◆ GIVEN INSTRUCTION:
How does the data below read from its first line through the line containing "text-[24px] font-bold text-[#4d4d4d]';"? Print those lines exactly.

◆ SOURCE EXCERPT:

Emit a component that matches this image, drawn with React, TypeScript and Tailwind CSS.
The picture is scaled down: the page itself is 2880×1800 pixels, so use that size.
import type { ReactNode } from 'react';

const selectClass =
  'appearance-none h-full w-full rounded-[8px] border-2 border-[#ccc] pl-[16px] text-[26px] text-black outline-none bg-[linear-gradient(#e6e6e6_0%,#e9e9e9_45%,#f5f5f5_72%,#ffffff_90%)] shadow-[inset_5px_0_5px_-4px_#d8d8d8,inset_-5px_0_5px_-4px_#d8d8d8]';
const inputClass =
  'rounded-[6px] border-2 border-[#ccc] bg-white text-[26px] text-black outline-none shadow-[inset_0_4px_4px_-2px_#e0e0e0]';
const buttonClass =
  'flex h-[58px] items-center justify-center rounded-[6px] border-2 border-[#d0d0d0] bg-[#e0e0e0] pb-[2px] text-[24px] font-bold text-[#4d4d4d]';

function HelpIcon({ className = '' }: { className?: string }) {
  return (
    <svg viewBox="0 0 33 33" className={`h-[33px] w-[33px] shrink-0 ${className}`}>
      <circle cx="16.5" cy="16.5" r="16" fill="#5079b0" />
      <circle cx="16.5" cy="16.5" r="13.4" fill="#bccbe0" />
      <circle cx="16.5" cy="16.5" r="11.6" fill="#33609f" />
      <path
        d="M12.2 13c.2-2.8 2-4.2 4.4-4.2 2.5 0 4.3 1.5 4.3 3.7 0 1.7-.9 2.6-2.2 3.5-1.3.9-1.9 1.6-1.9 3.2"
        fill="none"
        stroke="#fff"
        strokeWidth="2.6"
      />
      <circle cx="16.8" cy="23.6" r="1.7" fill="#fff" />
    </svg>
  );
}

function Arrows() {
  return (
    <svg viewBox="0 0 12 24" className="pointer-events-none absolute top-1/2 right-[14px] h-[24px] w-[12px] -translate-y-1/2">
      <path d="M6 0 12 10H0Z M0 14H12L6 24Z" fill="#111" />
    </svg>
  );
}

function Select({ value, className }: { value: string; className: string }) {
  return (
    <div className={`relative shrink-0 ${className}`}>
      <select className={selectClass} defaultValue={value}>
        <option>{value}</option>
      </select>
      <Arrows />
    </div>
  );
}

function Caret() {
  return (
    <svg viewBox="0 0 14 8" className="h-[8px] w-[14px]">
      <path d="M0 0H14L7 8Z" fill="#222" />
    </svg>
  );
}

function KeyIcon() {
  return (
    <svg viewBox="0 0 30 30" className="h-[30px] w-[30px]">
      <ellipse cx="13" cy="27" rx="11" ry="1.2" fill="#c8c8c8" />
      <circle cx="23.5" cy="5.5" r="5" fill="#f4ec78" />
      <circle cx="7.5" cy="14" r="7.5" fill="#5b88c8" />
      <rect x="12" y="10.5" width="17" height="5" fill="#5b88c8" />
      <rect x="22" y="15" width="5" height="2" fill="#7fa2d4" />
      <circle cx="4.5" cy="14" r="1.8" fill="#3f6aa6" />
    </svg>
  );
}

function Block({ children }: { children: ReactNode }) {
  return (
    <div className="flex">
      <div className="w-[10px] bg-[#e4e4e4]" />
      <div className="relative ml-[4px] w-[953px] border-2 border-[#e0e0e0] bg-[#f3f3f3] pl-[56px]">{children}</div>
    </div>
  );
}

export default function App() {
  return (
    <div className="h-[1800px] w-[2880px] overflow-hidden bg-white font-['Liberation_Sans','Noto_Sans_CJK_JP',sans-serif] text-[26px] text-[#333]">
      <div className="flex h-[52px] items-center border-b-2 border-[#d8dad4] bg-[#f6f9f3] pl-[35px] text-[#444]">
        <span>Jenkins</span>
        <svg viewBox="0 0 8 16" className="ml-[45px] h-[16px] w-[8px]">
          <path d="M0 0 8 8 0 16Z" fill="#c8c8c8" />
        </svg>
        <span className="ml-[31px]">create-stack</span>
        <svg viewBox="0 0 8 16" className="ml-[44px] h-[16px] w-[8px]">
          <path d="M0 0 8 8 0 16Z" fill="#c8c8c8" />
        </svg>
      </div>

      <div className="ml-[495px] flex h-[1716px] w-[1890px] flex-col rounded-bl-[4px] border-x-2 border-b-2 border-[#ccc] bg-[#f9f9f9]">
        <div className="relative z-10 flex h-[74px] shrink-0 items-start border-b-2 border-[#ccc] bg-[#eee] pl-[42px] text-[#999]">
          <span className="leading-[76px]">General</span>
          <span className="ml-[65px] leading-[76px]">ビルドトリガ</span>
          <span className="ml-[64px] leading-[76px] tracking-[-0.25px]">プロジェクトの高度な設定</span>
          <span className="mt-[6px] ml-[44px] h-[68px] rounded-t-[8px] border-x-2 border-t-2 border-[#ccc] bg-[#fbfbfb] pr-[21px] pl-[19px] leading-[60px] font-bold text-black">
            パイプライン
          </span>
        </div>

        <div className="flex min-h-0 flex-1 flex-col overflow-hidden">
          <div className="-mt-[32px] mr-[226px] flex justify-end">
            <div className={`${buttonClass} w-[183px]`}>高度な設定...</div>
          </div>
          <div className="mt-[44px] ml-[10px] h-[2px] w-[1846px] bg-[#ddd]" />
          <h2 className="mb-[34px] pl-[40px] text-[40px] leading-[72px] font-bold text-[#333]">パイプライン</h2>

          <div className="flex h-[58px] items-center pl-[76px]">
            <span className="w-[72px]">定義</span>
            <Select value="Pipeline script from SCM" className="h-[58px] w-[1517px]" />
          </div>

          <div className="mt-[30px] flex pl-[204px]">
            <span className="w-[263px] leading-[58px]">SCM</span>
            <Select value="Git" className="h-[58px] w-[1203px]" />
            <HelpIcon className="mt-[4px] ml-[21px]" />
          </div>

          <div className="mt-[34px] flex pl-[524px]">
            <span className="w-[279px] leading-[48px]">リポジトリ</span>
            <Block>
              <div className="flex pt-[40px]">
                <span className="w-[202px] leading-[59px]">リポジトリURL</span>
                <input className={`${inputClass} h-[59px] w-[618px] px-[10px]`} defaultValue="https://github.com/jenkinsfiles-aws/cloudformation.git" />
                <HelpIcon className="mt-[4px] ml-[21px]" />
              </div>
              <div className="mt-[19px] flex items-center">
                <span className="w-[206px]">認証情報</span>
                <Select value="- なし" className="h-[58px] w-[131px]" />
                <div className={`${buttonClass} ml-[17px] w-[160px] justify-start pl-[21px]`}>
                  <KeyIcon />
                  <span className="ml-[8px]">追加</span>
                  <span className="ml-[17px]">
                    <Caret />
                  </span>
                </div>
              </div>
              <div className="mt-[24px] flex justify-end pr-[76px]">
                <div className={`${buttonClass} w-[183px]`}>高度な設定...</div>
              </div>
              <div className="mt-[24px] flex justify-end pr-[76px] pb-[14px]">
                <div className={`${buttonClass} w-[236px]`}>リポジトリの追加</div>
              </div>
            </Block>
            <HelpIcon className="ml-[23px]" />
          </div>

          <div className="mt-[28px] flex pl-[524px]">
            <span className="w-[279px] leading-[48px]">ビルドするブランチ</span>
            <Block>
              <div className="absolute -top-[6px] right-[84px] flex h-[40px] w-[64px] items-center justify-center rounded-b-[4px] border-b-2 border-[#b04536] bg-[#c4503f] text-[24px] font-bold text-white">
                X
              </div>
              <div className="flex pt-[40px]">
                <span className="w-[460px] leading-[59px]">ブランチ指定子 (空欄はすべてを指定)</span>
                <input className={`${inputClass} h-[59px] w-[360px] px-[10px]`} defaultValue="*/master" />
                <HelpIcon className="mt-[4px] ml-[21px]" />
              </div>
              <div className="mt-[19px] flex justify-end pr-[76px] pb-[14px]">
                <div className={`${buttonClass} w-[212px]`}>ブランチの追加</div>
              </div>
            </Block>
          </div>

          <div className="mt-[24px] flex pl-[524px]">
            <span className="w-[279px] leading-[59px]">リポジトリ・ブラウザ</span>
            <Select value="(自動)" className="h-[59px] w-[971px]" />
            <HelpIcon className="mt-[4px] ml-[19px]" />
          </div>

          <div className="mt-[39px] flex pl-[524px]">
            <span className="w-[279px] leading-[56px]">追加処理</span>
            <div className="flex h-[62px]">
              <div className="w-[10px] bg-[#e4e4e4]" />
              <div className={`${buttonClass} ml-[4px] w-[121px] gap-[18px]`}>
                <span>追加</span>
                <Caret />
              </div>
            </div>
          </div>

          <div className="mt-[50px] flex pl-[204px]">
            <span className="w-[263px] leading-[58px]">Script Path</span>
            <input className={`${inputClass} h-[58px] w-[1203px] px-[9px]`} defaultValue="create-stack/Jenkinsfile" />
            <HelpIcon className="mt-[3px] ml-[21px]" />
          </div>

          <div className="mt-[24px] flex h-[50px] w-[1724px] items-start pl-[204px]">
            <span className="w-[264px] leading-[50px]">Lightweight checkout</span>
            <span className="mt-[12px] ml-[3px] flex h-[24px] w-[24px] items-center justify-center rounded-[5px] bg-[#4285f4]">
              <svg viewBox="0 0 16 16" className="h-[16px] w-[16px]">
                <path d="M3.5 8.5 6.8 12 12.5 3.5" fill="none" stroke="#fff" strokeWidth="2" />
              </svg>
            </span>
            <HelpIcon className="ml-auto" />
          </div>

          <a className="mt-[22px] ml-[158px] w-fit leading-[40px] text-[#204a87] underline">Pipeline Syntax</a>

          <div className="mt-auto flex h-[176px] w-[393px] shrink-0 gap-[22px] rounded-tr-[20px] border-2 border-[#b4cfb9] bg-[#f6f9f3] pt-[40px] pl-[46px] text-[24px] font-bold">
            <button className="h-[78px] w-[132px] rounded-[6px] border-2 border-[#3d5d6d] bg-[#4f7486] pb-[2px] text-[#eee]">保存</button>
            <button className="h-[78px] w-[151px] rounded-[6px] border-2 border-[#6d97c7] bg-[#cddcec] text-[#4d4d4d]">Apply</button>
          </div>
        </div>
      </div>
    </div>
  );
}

◆ RESULT OF THIS TASK:
Emit a component that matches this image, drawn with React, TypeScript and Tailwind CSS.
The picture is scaled down: the page itself is 2880×1800 pixels, so use that size.
import type { ReactNode } from 'react';

const selectClass =
  'appearance-none h-full w-full rounded-[8px] border-2 border-[#ccc] pl-[16px] text-[26px] text-black outline-none bg-[linear-gradient(#e6e6e6_0%,#e9e9e9_45%,#f5f5f5_72%,#ffffff_90%)] shadow-[inset_5px_0_5px_-4px_#d8d8d8,inset_-5px_0_5px_-4px_#d8d8d8]';
const inputClass =
  'rounded-[6px] border-2 border-[#ccc] bg-white text-[26px] text-black outline-none shadow-[inset_0_4px_4px_-2px_#e0e0e0]';
const buttonClass =
  'flex h-[58px] items-center justify-center rounded-[6px] border-2 border-[#d0d0d0] bg-[#e0e0e0] pb-[2px] text-[24px] font-bold text-[#4d4d4d]';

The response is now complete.